| |
Regular Expressions
The patterns used in pattern matching are
regular expressions such as those supplied in the Version 8
regexp routines. (In fact, the routines are derived from Henry
Spencer's freely redistributable reimplementation of the V8
routines.) In addition, \w matches an alphanumeric character (including
"_") and \W a nonalphanumeric. Word boundaries may be
matched by \b, and non-boundaries by \B. A whitespace character
is matched by \s, non-whitespace by \S. A numeric character is
matched by \d, non-numeric by \D. You may use \w, \s and \d
within character classes. Also, \n, \r, \f, \t and \NNN have
their normal interpretations. Within character classes \b
represents backspace rather than a word boundary. Alternatives
may be separated by |. The bracketing construct (\ ...\ ) may
also be used, in which case \<digit> matches the digit'th
substring. (Outside of the pattern, always use $ instead of \ in
front of the digit. The scope of $<digit> (and $\`, $& and $') extends to the end of the enclosing BLOCK or eval string, or to the next pattern match with
subexpressions. The \<digit> notation sometimes works
outside the current pattern, but should not be relied upon.) You
may have as many parentheses as you wish. If you have more than 9
substrings, the variables $10, $11, ... refer to the
corresponding substring. Within the pattern, \10, \11, etc. refer
back to substrings if there have been at least that many left
parens before the backreference. Otherwise (for backward
compatibilty) \10 is the same as \010, a backspace, and \11 the
same as \011, a tab. And so on. (\1 through \9 are always
backreferences.)
$+ returns whatever the last bracket match matched. $& returns the entire matched string. ($0 used to return the same thing, but not any more.) $` returns everything before the matched string. $' returns everything after the matched string.
Examples:
s/^([^ ]*) *([^ ]*)/$2 $1/; # swap first two words
if (/Time: (..):(..):(..)/) {
$hours = $1;
$minutes = $2;
$seconds = $3;
}
By default, the ^ character is only
guaranteed to match at the beginning of the string, the $
character only at the end (or before the newline at the end) and perl
does certain optimizations with the assumption that the string
contains only one line. The behavior of ^ and $ on embedded
newlines will be inconsistent. You may, however, wish to treat a
string as a multi-line buffer, such that the ^ will match after
any newline within the string, and $ will match before any
newline. At the cost of a little more overhead, you can do this
by setting the variable $* to 1. Setting it
back to 0 makes perl revert to its old behavior.

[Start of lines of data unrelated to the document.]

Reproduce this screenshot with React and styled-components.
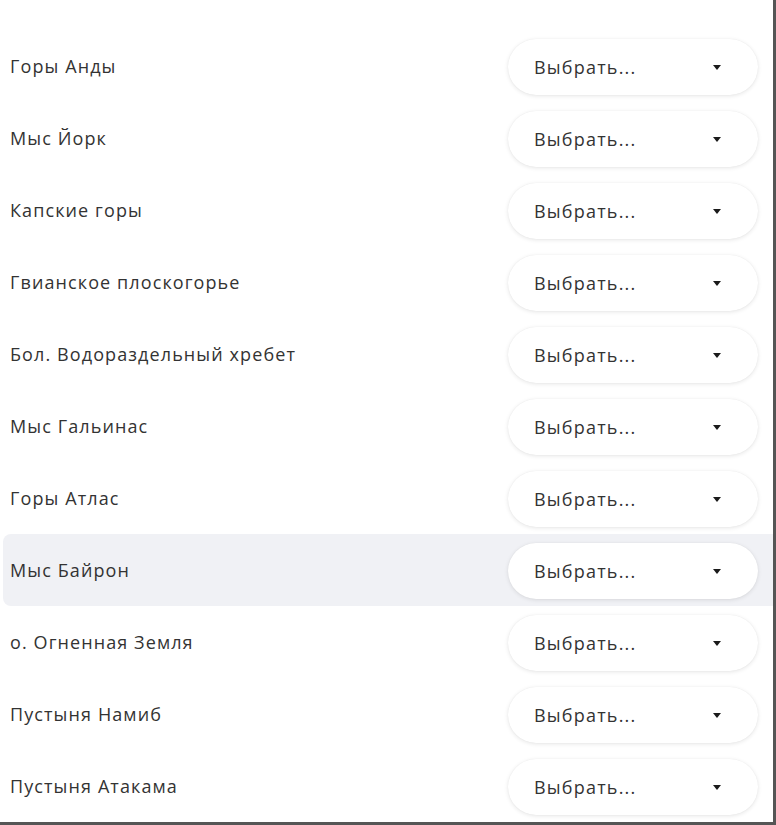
import React from 'react'
import styled, { createGlobalStyle } from 'styled-components'

const GlobalStyle = createGlobalStyle`
  html, body {
    margin: 0;
    padding: 0;
    background: #ffffff;
  }
`

const Frame = styled.div`
  width: 776px;
  height: 825px;
  box-sizing: border-box;
  padding-top: 30px;
  border-right: 3px solid #555555;
  border-bottom: 3px solid #555555;
  overflow: hidden;
  display: flex;
  flex-direction: column;
`

const Row = styled.div`
  height: 72px;
  flex-shrink: 0;
  margin-left: 3px;
  padding: 0 15px 0 7px;
  display: flex;
  align-items: center;
  justify-content: space-between;
  border-radius: 8px 0 0 8px;
  background: ${p => (p.active ? '#f0f1f5' : 'transparent')};
`

const Label = styled.span`
  font-family: 'Open Sans', 'Noto Sans', sans-serif;
  font-size: 18px;
  letter-spacing: 1.1px;
  color: #333333;
`

const SelectButton = styled.div`
  width: 250px;
  height: 56px;
  box-sizing: border-box;
  border-radius: 28px;
  background: #ffffff;
  box-shadow: 0 1px 4px rgba(0, 0, 0, 0.1), 0 0 1px rgba(0, 0, 0, 0.08);
  display: flex;
  align-items: center;
  justify-content: space-between;
  padding: 0 37px 0 26px;
  margin-top: 2px;
  font-family: 'Open Sans', 'Noto Sans', sans-serif;
  font-size: 18px;
  letter-spacing: 1.2px;
  color: #333333;
`

const Caret = () => (
  <svg width="8" height="5" viewBox="0 0 8 5">
    <path d="M0 0 L8 0 L4 5 Z" fill="#1a1a1a" />
  </svg>
)

const items = [
  'Горы Анды',
  'Мыс Йорк',
  'Капские горы',
  'Гвианское плоскогорье',
  'Бол. Водораздельный хребет',
  'Мыс Гальинас',
  'Горы Атлас',
  'Мыс Байрон',
  'о. Огненная Земля',
  'Пустыня Намиб',
  'Пустыня Атакама',
]

export default function App() {
  return (
    <>
      <GlobalStyle />
      <Frame>
        {items.map((name, i) => (
          <Row key={name} active={i === 7}>
            <Label>{name}</Label>
            <SelectButton>
              <span>Выбрать...</span>
              <Caret />
            </SelectButton>
          </Row>
        ))}
      </Frame>
    </>
  )
}
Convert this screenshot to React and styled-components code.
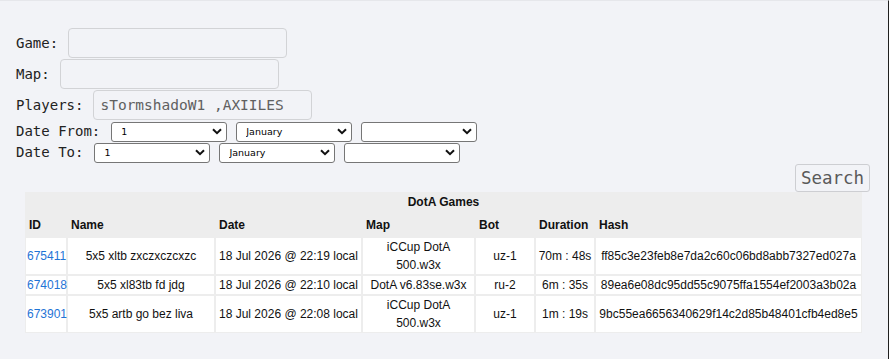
import React from 'react';
import styled, { createGlobalStyle } from 'styled-components';

const GlobalStyle = createGlobalStyle`
  html, body {
    margin: 0;
    padding: 0;
    background: #ffffff;
  }
`;

const mono = `'DejaVu Sans Mono', 'Liberation Mono', monospace`;
const sans = `'Liberation Sans', Arial, sans-serif`;

const Page = styled.div`
  box-sizing: border-box;
  width: 889px;
  min-height: 359px;
  background: #f2f3f7;
  border-top: 1px solid #e6e7eb;
  border-right: 1px solid #1f1f1f;
  padding: 27px 18px 0 16px;
`;

const FieldRow = styled.div`
  display: flex;
  align-items: center;
  gap: 10px;
  height: 30px;
  margin-bottom: 1px;
`;

const DateRow = styled.div`
  display: flex;
  align-items: center;
  height: 20px;
  margin-top: 1px;
`;

const Label = styled.label`
  font-family: ${mono};
  font-size: 14px;
  color: #222222;
  white-space: pre;
  margin-right: ${({ $space }) => $space || 0}px;
`;

const TextInput = styled.input`
  box-sizing: border-box;
  width: 219px;
  height: 30px;
  border: 1px solid #d2d3d6;
  border-radius: 4px;
  background: transparent;
  padding: 0 6px;
  font-family: ${mono};
  font-size: 14.5px;
  color: #606060;
  outline: none;
`;

const SelectGroup = styled.div`
  display: flex;
  gap: 9px;
`;

const SelectBox = styled.div`
  position: relative;
  width: 116px;
  height: 20px;
`;

const Select = styled.select`
  box-sizing: border-box;
  appearance: none;
  width: 100%;
  height: 100%;
  border: 1px solid #767676;
  border-radius: 3px;
  background: #ffffff;
  padding: 0 0 0 9px;
  font-family: 'DejaVu Sans', ${sans};
  font-size: 9.5px;
  color: #000000;
`;

const Chevron = styled.svg`
  position: absolute;
  right: 5px;
  top: 7px;
  pointer-events: none;
`;

const ButtonRow = styled.div`
  display: flex;
  justify-content: flex-end;
  margin-top: 2px;
`;

const SearchButton = styled.button`
  box-sizing: border-box;
  width: 75px;
  height: 28px;
  border: 1px solid #cdced2;
  border-radius: 3px;
  background: #f2f3f7;
  font-family: ${mono};
  font-size: 17.5px;
  color: #5a5a5a;
  padding: 0;
`;

const Table = styled.table`
  table-layout: fixed;
  width: 837px;
  margin: 0 8px 0 9px;
  border-collapse: separate;
  border-spacing: 0;
  background: #ededed;
  font-family: ${sans};
  font-size: 12px;
  color: #111111;
`;

const Caption = styled.caption`
  background: #ededed;
  font-weight: bold;
  height: 20px;
  line-height: 20px;
  text-align: center;
`;

const Th = styled.th`
  text-align: left;
  font-weight: bold;
  padding: 1px 3px 0;
  line-height: 22px;
  border: 1px solid #ededed;
  white-space: nowrap;
`;

const Td = styled.td`
  background: #ffffff;
  border: 1px solid #ededed;
  padding: 0 1px;
  line-height: 18px;
  text-align: center;
  white-space: ${({ $wrap }) => ($wrap ? 'normal' : 'nowrap')};
`;

const IdLink = styled.a`
  color: #1f74d6;
  text-decoration: none;
`;

const days = ['1'];
const months = ['January'];

function DateSelect({ value }) {
  return (
    <SelectBox>
      <Select defaultValue={value}>
        <option value={value}>{value}</option>
      </Select>
      <Chevron width="10" height="7" viewBox="0 0 10 7">
        <path d="M1 1.2 L5 5.2 L9 1.2" fill="none" stroke="#111" strokeWidth="2" />
      </Chevron>
    </SelectBox>
  );
}

function DateFields() {
  return (
    <SelectGroup>
      <DateSelect value={days[0]} />
      <DateSelect value={months[0]} />
      <DateSelect value="" />
    </SelectGroup>
  );
}

const games = [
  {
    id: '675411',
    name: '5x5 xltb zxczxczcxzc',
    date: '18 Jul 2026 @ 22:19 local',
    map: 'iCCup DotA 500.w3x',
    bot: 'uz-1',
    duration: '70m : 48s',
    hash: 'ff85c3e23feb8e7da2c60c06bd8abb7327ed027a'
  },
  {
    id: '674018',
    name: '5x5 xl83tb fd jdg',
    date: '18 Jul 2026 @ 22:10 local',
    map: 'DotA v6.83se.w3x',
    bot: 'ru-2',
    duration: '6m : 35s',
    hash: '89ea6e08dc95dd55c9075ffa1554ef2003a3b02a'
  },
  {
    id: '673901',
    name: '5x5 artb go bez liva',
    date: '18 Jul 2026 @ 22:08 local',
    map: 'iCCup DotA 500.w3x',
    bot: 'uz-1',
    duration: '1m : 19s',
    hash: '9bc55ea6656340629f14c2d85b48401cfb4ed8e5'
  }
];

const columns = [
  ['ID', 42],
  ['Name', 148],
  ['Date', 147],
  ['Map', 113],
  ['Bot', 60],
  ['Duration', 60],
  ['Hash', 267]
];

export default function App() {
  return (
    <Page>
      <GlobalStyle />
      <FieldRow>
        <Label>Game:</Label>
        <TextInput />
      </FieldRow>
      <FieldRow>
        <Label>Map:</Label>
        <TextInput />
      </FieldRow>
      <FieldRow>
        <Label>Players:</Label>
        <TextInput defaultValue="sTormshadoW1 ,AXIILES" />
      </FieldRow>
      <DateRow>
        <Label $space={11}>Date From:</Label>
        <DateFields />
      </DateRow>
      <DateRow>
        <Label $space={11}>Date To:</Label>
        <DateFields />
      </DateRow>
      <ButtonRow>
        <SearchButton>Search</SearchButton>
      </ButtonRow>
      <Table>
        <Caption>DotA Games</Caption>
        <colgroup>
          {columns.map(([name, width]) => (
            <col key={name} style={{ width }} />
          ))}
        </colgroup>
        <thead>
          <tr>
            {columns.map(([name]) => (
              <Th key={name}>{name}</Th>
            ))}
          </tr>
        </thead>
        <tbody>
          {games.map(game => (
            <tr key={game.id}>
              <Td>
                <IdLink href="#">{game.id}</IdLink>
              </Td>
              <Td>{game.name}</Td>
              <Td>{game.date}</Td>
              <Td $wrap>{game.map}</Td>
              <Td>{game.bot}</Td>
              <Td>{game.duration}</Td>
              <Td>{game.hash}</Td>
            </tr>
          ))}
        </tbody>
      </Table>
    </Page>
  );
}
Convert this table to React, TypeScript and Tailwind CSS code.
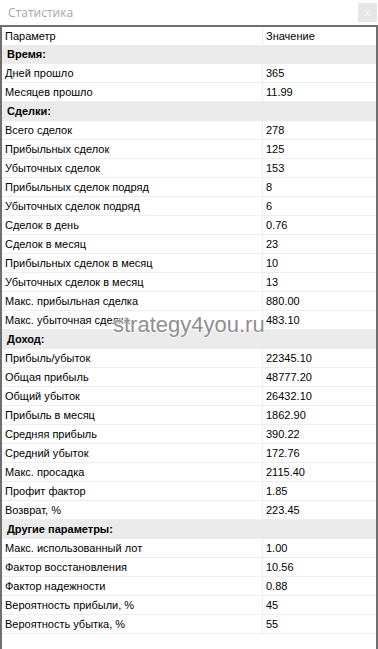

To facilitate multi-line substitutions, the
. character never matches a newline (even when $* is 0). In particular, the following leaves a
newline on the $_ string:
$_ = <STDIN>;
s/.*(some_string).*/$1/;
If the newline is unwanted, try one of
s/.*(some_string).*\n/$1/;
s/.*(some_string)[^\000]*/$1/;
s/.*(some_string)(.|\n)*/$1/;
chop; s/.*(some_string).*/$1/;
/(some_string)/ && ($_ = $1);
Any item of a regular expression may be
followed with digits in curly brackets of the form {n,m}, where n
gives the minimum number of times to match the item and m gives
the maximum. The form {n} is equivalent to {n,n} and matches
exactly n times. The form {n,} matches n or more times. (If a
curly bracket occurs in any other context, it is treated as a
regular character.) The * modifier is equivalent to {0,}, the +
modifier to {1,} and the ? modifier to {0,1}. There is no limit
to the size of n or m, but large numbers will chew up more memory.
You will note that all backslashed
metacharacters in perl are alphanumeric, such as \b, \w,
\n. Unlike some other regular expression languages, there are no
backslashed symbols that aren't alphanumeric. So anything that
looks like \\, \(, \), \<, \>, \{, or \} is always
interpreted as a literal character, not a metacharacter. This
makes it simple to quote a string that you want to use for a
pattern but that you are afraid might contain metacharacters.
Simply quote all the non-alphanumeric characters:
$pattern =~ s/(\W)/\\$1/g;
|
|